The vast finale grips the listener from the outset; the opening pages are pregnant with tension. With superbly focused, incisive and powerful playing from the orchestra and a firm sense of direction and purpose from the podium this is an account of the finale that takes the listener to the edge. The recording allows us to hear a great deal of the teeming detail in the music but above all one is struck by the drama of the music. The first hammer blow (13:44) is the catalyst for a release of burning energy but the second (18:42) really pitches us towards the abyss. From 23:30 onwards the performance is particularly searing and then the doom-laden ending (from 30:30) is full of black despair, heralding the moment of annihilation at the end. This is shattering movement and here it’s done very well indeed. Thankfully, there’s no intrusive applause at the end; in fact, there’s no applause after any of these.

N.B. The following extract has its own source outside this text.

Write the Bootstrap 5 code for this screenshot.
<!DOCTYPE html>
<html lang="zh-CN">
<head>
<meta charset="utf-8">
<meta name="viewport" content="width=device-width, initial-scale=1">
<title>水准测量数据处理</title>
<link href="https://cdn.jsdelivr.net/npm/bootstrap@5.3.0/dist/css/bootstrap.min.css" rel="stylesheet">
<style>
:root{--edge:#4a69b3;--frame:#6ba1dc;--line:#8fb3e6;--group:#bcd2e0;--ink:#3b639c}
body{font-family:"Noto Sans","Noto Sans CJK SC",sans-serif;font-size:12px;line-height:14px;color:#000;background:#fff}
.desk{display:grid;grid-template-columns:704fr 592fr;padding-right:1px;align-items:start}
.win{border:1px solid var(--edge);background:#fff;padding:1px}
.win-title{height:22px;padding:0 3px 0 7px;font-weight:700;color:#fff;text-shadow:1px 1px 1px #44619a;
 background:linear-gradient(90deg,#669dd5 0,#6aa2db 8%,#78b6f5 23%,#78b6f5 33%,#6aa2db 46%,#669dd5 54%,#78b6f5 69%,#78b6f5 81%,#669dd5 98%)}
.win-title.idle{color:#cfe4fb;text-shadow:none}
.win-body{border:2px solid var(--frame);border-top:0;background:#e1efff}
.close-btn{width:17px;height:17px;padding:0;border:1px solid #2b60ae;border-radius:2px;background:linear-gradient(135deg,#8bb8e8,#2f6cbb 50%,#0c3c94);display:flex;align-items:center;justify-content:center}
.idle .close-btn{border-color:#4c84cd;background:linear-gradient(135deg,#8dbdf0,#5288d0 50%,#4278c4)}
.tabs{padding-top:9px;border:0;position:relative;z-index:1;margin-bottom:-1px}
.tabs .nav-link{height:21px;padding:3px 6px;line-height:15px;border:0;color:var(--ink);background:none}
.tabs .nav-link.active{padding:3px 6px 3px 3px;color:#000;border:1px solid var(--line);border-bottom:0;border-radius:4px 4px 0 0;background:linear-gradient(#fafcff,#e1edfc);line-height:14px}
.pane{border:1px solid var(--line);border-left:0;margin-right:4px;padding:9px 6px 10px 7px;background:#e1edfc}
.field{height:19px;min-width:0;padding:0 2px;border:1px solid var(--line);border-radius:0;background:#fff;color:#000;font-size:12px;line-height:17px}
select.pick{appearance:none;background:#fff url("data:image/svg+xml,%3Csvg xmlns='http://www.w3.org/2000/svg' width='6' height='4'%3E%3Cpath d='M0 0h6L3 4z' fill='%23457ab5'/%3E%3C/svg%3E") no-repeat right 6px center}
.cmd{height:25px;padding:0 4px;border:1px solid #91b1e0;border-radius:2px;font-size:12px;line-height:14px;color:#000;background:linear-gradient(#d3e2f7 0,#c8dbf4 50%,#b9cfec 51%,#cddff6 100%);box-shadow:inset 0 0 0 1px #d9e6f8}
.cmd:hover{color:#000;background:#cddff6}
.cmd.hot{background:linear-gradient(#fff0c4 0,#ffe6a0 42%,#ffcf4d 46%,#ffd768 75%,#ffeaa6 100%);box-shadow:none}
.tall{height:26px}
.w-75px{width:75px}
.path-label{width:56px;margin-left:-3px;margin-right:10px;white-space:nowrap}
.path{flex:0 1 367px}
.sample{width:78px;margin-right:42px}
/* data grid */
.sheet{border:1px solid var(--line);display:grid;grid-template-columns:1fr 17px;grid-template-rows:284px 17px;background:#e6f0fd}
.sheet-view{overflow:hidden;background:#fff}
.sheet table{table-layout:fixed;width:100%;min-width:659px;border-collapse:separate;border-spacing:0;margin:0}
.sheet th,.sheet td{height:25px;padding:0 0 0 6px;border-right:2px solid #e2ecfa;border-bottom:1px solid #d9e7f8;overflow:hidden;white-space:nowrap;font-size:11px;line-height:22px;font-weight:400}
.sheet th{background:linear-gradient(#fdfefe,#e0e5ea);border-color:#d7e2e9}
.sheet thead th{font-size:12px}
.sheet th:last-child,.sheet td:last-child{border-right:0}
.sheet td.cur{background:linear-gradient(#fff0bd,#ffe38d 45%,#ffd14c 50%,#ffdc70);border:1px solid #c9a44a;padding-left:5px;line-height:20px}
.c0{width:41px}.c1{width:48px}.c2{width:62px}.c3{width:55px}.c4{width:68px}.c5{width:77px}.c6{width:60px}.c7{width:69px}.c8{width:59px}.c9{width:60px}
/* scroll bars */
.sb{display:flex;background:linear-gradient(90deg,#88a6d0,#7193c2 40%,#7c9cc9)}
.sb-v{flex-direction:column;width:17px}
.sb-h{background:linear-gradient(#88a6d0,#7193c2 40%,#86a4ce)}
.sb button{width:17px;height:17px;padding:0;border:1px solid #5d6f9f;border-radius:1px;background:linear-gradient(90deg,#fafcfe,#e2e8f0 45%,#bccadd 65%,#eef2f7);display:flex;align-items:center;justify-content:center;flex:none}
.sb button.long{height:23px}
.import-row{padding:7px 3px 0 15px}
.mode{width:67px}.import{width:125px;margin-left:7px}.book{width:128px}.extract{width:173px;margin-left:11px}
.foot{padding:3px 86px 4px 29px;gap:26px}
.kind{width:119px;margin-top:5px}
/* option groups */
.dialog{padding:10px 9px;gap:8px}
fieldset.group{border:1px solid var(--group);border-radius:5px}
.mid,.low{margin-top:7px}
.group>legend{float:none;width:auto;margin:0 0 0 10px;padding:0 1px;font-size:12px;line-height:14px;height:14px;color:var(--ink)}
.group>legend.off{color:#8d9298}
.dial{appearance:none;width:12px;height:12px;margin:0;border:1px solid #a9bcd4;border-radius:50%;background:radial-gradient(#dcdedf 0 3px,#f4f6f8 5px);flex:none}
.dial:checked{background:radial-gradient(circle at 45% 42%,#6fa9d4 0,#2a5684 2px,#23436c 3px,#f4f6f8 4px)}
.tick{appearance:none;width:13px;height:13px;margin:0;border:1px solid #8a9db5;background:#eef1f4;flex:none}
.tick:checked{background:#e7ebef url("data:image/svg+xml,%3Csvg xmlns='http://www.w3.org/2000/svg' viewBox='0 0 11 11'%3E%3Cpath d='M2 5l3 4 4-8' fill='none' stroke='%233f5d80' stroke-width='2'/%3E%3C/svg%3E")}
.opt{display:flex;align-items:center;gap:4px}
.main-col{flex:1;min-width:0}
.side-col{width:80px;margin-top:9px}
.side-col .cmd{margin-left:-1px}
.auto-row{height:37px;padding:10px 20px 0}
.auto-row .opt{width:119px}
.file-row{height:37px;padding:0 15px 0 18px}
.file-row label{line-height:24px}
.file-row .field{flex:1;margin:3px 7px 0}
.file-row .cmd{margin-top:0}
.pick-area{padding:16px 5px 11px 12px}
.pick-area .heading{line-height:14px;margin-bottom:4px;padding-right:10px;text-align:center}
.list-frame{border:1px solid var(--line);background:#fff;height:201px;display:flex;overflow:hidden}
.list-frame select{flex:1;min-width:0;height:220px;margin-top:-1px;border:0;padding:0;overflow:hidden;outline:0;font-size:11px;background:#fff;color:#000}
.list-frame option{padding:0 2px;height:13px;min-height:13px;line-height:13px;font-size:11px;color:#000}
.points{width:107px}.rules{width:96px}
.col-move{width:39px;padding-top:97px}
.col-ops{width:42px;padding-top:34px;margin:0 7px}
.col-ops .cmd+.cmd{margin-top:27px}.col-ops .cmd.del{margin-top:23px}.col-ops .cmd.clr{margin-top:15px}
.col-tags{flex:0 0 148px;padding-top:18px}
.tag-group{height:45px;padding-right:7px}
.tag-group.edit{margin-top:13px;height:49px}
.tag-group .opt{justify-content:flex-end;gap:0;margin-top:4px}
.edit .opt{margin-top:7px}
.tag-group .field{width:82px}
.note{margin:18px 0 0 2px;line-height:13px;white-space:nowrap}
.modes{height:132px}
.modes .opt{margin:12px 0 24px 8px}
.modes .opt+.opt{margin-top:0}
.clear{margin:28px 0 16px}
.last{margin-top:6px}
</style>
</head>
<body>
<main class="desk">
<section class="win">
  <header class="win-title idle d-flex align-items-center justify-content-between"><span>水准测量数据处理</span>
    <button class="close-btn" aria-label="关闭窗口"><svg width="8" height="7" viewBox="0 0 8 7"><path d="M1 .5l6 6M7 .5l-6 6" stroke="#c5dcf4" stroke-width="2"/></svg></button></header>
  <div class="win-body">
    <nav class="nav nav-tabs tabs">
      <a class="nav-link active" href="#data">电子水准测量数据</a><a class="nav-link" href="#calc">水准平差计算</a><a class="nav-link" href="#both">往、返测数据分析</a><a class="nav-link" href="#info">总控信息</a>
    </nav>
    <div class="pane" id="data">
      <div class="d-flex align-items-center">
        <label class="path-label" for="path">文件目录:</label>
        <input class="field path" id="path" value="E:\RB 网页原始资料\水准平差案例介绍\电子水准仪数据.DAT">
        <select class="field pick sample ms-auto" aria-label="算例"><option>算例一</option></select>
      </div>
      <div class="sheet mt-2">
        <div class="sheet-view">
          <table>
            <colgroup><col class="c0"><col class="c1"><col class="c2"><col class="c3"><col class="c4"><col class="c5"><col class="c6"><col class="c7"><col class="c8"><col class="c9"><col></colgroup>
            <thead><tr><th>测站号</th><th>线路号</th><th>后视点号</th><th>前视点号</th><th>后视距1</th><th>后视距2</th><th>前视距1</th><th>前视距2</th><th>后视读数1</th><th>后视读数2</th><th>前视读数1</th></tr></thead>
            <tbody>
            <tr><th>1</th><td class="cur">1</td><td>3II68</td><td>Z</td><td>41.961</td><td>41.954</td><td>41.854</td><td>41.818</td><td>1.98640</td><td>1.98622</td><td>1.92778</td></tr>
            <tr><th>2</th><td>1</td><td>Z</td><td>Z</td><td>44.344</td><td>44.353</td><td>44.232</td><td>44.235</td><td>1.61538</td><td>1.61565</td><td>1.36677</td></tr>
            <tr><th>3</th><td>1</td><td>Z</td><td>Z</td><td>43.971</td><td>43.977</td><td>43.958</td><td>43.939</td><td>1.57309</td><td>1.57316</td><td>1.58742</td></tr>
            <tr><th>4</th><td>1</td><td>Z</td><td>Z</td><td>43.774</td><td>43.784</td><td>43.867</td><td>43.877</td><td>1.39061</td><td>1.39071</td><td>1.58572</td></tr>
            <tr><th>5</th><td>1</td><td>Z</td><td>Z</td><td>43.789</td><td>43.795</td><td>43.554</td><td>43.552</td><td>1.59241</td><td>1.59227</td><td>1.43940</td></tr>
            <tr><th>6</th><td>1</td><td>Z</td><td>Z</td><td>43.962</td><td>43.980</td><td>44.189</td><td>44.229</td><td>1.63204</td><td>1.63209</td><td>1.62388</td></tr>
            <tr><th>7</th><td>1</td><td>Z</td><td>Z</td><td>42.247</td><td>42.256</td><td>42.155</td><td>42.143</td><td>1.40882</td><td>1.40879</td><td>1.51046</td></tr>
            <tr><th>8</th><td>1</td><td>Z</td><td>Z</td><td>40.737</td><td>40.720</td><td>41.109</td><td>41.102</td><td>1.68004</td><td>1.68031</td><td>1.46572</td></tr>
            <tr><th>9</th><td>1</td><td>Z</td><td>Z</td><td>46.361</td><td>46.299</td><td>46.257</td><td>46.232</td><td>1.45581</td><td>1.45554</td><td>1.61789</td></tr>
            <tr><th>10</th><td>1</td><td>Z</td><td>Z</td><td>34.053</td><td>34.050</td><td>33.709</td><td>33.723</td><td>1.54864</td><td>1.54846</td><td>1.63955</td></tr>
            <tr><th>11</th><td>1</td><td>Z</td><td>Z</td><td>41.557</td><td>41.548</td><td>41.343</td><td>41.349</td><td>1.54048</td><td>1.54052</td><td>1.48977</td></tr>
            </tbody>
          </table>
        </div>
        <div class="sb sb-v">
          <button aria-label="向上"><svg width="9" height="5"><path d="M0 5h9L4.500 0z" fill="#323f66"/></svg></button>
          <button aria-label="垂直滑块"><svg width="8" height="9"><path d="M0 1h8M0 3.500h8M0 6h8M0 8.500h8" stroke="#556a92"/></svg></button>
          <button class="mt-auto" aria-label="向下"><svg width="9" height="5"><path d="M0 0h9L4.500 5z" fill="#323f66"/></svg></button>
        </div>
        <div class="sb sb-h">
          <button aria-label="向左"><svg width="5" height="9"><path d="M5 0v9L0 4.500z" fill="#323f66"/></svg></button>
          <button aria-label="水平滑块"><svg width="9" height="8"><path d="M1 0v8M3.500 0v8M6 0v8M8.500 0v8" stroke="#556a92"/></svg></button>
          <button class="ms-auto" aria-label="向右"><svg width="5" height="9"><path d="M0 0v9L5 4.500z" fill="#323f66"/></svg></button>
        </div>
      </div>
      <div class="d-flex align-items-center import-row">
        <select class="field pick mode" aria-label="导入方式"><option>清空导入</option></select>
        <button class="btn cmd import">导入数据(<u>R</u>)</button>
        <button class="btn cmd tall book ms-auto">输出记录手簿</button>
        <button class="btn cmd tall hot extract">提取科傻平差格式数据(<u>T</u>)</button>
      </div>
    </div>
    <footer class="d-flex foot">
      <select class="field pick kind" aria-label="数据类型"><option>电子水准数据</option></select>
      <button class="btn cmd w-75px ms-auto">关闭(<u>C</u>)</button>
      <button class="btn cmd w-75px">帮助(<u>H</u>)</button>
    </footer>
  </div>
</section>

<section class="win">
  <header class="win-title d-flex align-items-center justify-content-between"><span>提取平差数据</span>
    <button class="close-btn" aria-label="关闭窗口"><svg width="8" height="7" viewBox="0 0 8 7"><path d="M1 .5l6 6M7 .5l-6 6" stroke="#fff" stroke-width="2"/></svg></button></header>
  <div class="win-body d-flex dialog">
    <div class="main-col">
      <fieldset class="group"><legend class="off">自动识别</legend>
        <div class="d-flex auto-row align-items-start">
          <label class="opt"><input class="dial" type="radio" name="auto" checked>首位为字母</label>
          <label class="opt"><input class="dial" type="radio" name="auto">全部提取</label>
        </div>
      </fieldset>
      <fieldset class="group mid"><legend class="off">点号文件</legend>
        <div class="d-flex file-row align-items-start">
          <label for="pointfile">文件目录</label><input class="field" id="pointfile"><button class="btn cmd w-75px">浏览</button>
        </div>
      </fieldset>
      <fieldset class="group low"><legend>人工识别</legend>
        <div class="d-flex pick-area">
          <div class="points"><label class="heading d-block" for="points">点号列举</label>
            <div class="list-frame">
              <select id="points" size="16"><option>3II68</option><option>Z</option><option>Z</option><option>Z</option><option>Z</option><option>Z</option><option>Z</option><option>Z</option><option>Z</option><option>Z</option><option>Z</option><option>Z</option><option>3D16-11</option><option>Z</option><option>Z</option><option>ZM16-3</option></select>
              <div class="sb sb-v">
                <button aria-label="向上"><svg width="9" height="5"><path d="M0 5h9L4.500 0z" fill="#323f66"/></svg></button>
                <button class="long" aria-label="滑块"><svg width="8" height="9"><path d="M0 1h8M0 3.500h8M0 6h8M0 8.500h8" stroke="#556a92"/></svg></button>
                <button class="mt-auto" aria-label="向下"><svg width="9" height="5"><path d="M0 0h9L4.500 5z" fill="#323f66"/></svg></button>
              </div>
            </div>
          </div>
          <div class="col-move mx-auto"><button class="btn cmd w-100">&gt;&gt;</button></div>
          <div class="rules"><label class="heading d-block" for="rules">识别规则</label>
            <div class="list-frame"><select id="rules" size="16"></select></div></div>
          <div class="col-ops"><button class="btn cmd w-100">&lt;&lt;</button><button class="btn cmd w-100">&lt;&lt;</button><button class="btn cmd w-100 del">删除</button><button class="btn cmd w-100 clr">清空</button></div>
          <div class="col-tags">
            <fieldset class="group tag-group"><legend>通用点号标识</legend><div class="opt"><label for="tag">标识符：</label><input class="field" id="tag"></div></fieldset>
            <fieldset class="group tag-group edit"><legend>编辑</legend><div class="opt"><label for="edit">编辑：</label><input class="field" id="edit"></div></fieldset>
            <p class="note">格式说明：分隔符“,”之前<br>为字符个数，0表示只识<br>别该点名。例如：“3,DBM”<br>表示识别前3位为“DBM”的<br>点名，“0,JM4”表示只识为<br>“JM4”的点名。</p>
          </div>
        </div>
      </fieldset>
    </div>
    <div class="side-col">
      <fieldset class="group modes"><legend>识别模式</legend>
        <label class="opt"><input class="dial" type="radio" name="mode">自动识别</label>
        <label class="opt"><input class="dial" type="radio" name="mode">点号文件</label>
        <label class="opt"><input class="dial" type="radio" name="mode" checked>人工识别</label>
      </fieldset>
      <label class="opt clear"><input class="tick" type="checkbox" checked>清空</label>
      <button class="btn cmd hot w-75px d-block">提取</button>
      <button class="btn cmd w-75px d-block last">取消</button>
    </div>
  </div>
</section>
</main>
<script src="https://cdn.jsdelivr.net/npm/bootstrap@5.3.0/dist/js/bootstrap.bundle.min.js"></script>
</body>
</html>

As I’ve indicated, there are elements in all three that are a bit heavy-handed on the conductor’s part – an issue that affects the Sixth least. However, the overall conviction and the sense that Maazel is probing these scores and not offering anything routine means that one can live with these moments in the context of the bigger picture. Oddly, I find there is a similarity between this box and its predecessor. In the first box I liked least the performance that came first (the First) and so it is here with the Fourth while it was the last symphony in the earlier box (the Third) that impressed me the most and here I’m most taken with Maazel’s reading of the Sixth.

Throughout all three symphonies the playing of the Philharmonia is razor sharp and idiomatic: they’re consistently on top form for Maazel. The recorded sound is very good as are Julian Johnson’s notes. This is shaping up as a most interesting, if variable, Mahler cycle and I look forward to the next volume very much.